Ostatnie dni były niewątpliwie dobre dla Juliana Nagelsmanna i prowadzonej przez niego drużyny. Najpierw Niemcy pokonali Francję na wyjeździe 2:0, a wczoraj zaliczyli kolejne zwycięstwo - tym razem nad Holandią 2:1.
W obu spotkaniach nie mógł zagrać Leroy Sane, który został zawieszony przez FIFA na trzy międzynarodowe spotkania z racji na czerwoną kartkę w meczu z Austrią w zeszłym roku.
Niemiecki skrzydłowy był jednak obecny na wczorajszym meczu i przed kamerami stacji RTL odpowiedział na kilka pytań. Nie mogło oczywiście zabraknąć tych o jego przyszłość. 28-letni skrzydłowy ma ważny kontrakt z “Die Roten” tylko przez nieco ponad rok, ale wydaje się, że były zawodnik Manchesteru City nie rozpatruje odejścia z bawarskiego klubu.

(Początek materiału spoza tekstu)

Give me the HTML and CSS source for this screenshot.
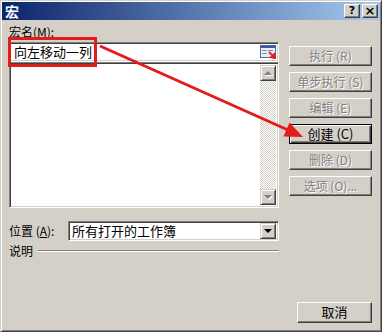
FILE: index.html
```html
<!DOCTYPE html>
<html lang="zh-CN">
<head>
    <meta charset="UTF-8">
    <meta name="viewport" content="width=device-width, initial-scale=1.0">
    <title>宏</title>
    <link rel="stylesheet" href="styles.css">
</head>
<body>
    <div class="dialog">
        <div class="title-bar">
            <span class="title">宏</span>
            <div class="title-buttons">
                <span class="tb-btn">?</span>
                <span class="tb-btn close">×</span>
            </div>
        </div>

        <div class="dialog-body">
            <div class="left-col">
                <div class="field-label">宏名(<u>M</u>):</div>
                <div class="name-input">
                    <span class="name-text">向左移动一列</span>
                    <span class="input-icon">
                        <svg width="16" height="14" viewBox="0 0 16 14">
                            <rect x="0.5" y="0.5" width="15" height="12" fill="#e8eef8" stroke="#4a6a9c"/>
                            <rect x="1" y="1" width="14" height="2" fill="#3a5a9c"/>
                            <rect x="2" y="5" width="5" height="1" fill="#7a8aaa"/>
                            <rect x="2" y="8" width="5" height="1" fill="#7a8aaa"/>
                            <rect x="8" y="5" width="5" height="1" fill="#7a8aaa"/>
                            <path d="M9 7 L15 13 M10 12 L15 13 L14 8" stroke="#e02020" stroke-width="2" fill="none"/>
                        </svg>
                    </span>
                </div>
                <div class="macro-list">
                    <div class="list-area"></div>
                    <div class="scrollbar">
                        <span class="sb-btn"><span class="arrow-up"></span></span>
                        <span class="sb-track"></span>
                        <span class="sb-btn"><span class="arrow-down"></span></span>
                    </div>
                </div>
                <div class="location-row">
                    <span class="loc-label">位置 (<u>A</u>):</span>
                    <div class="combo">
                        <span class="combo-text">所有打开的工作簿</span>
                        <span class="sb-btn"><span class="arrow-down dark"></span></span>
                    </div>
                </div>
                <div class="desc-row">
                    <span>说明</span>
                    <span class="rule"></span>
                </div>
            </div>

            <div class="right-col">
                <span class="btn disabled">执行 (R)</span>
                <span class="btn disabled">单步执行 (S)</span>
                <span class="btn disabled">编辑 (E)</span>
                <span class="btn default">创建 (C)</span>
                <span class="btn disabled">删除 (D)</span>
                <span class="btn disabled">选项 (O)...</span>
                <span class="btn cancel">取消</span>
            </div>
        </div>

        <!-- red annotation drawn over the dialog -->
        <div class="mark-box"></div>
        <svg class="mark-arrow" width="382" height="332" viewBox="0 0 382 332">
            <line x1="100" y1="46" x2="288" y2="130" stroke="#e31b1b" stroke-width="3"/>
            <polygon points="303,137 283.5,136.5 289.5,122.5" fill="#e31b1b"/>
        </svg>
    </div>
</body>
</html>
```

FILE: styles.css
```css
* {
    margin: 0;
    padding: 0;
    box-sizing: border-box;
}

body {
    width: 382px;
    height: 332px;
    overflow: hidden;
    font-family: "Noto Sans CJK SC", "DejaVu Sans", sans-serif;
    font-size: 12px;
    color: #000;
}

u {
    text-decoration: underline;
    text-underline-offset: 1px;
}

.dialog {
    position: relative;
    width: 382px;
    height: 332px;
    background-color: #d4d0c8;
    border: 1px solid;
    border-color: #d4d0c8 #404040 #404040 #d4d0c8;
    box-shadow: inset 1px 1px #fff, inset -1px -1px #808080;
    padding: 1px;
    display: flex;
    flex-direction: column;
}

/* title bar */

.title-bar {
    height: 18px;
    display: flex;
    align-items: center;
    justify-content: space-between;
    background: linear-gradient(to right, #0a246a, #a6caf0);
    padding: 0 2px 0 3px;
}

.title {
    color: #fff;
    font-weight: bold;
    font-size: 14px;
    line-height: 18px;
}

.title-buttons {
    display: flex;
    gap: 2px;
}

.tb-btn {
    width: 16px;
    height: 14px;
    background-color: #d4d0c8;
    border: 1px solid;
    border-color: #fff #404040 #404040 #fff;
    box-shadow: inset -1px -1px #808080;
    font-family: "DejaVu Sans", sans-serif;
    font-weight: bold;
    font-size: 11px;
    line-height: 12px;
    text-align: center;
}

.tb-btn.close {
    font-size: 13px;
}

/* body */

.dialog-body {
    flex: 1;
    display: flex;
    gap: 10px;
    padding: 5px 8px 7px 7px;
}

.left-col {
    width: 270px;
    display: flex;
    flex-direction: column;
}

.field-label {
    line-height: 14px;
    height: 14px;
    margin-bottom: 3px;
}

.name-input,
.macro-list,
.combo {
    background-color: #fff;
    border: 1px solid;
    border-color: #808080 #fff #fff #808080;
    box-shadow: inset 1px 1px #404040, inset -1px -1px #d4d0c8;
}

.name-input {
    height: 20px;
    display: flex;
    align-items: center;
    justify-content: space-between;
    padding: 0 2px 0 4px;
}

.name-text {
    font-size: 13px;
    line-height: 16px;
}

.input-icon {
    display: flex;
}

.macro-list {
    height: 146px;
    display: flex;
    padding: 2px;
}

.list-area {
    flex: 1;
}

.scrollbar {
    width: 16px;
    display: flex;
    flex-direction: column;
}

.sb-btn {
    width: 16px;
    height: 16px;
    flex-shrink: 0;
    background-color: #d4d0c8;
    border: 1px solid;
    border-color: #d4d0c8 #404040 #404040 #d4d0c8;
    box-shadow: inset 1px 1px #fff, inset -1px -1px #808080;
    display: flex;
    align-items: center;
    justify-content: center;
}

.sb-track {
    flex: 1;
    background-color: #fff;
    background-image: repeating-conic-gradient(#d4d0c8 0 25%, #fff 0 50%);
    background-size: 2px 2px;
}

.arrow-up,
.arrow-down {
    width: 0;
    height: 0;
    border-left: 4px solid transparent;
    border-right: 4px solid transparent;
    filter: drop-shadow(1px 1px 0 #fff);
}

.arrow-up {
    border-bottom: 4px solid #808080;
}

.arrow-down {
    border-top: 4px solid #808080;
}

.arrow-down.dark {
    border-top-color: #000;
    filter: none;
}

.location-row {
    margin-top: 13px;
    height: 20px;
    display: flex;
    align-items: center;
}

.loc-label {
    width: 59px;
    line-height: 14px;
}

.combo {
    flex: 1;
    height: 20px;
    display: flex;
    align-items: center;
    justify-content: space-between;
    padding: 2px;
}

.combo-text {
    font-size: 13px;
    line-height: 16px;
    padding-left: 1px;
}

.desc-row {
    margin-top: 3px;
    display: flex;
    align-items: center;
    gap: 5px;
    line-height: 14px;
}

.rule {
    flex: 1;
    height: 2px;
    border-top: 1px solid #808080;
    border-bottom: 1px solid #fff;
}

/* buttons */

.right-col {
    flex: 1;
    display: flex;
    flex-direction: column;
    align-items: flex-end;
    gap: 6px;
    padding-top: 21px;
}

.btn {
    width: 83px;
    height: 20px;
    background-color: #d4d0c8;
    border: 1px solid;
    border-color: #fff #404040 #404040 #fff;
    box-shadow: inset -1px -1px #808080;
    text-align: center;
    line-height: 17px;
    white-space: nowrap;
}

.btn.disabled {
    color: #808080;
    text-shadow: 1px 1px 0 #fff;
}

.btn.default {
    border: 1px solid #000;
    box-shadow: inset 1px 1px #fff, inset -1px -1px #404040, inset -2px -2px #808080;
    font-size: 13px;
}

.btn.cancel {
    width: 75px;
    height: 21px;
    margin-top: auto;
    line-height: 18px;
    font-size: 13px;
}

/* red annotation */

.mark-box {
    position: absolute;
    left: 7px;
    top: 36px;
    width: 89px;
    height: 30px;
    border: 3px solid #e31b1b;
}

.mark-arrow {
    position: absolute;
    left: -1px;
    top: -1px;
}
```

- Ja i moja rodzina czujemy się w klubie bardzo, bardzo dobrze. Moim celem jest wygranie Ligi Mistrzów z Bayernem. W przyszłym roku mamy mecz finałowy u siebie i to jest naszym celem - powiedział skrzydłowy.
Sane pochwlaił również pracę, jaką w krótkim czasie wykonał nowy selekcjoner.
- Panuje świetna atmosfera. Julian radzi sobie bardzo dobrze.
- Mam dużo wiary w ten zespół. Fajnie jest oglądać chłopaków w akcji, a następnie do nich dołączyć, bo gramy dobrą piłkę - dodał.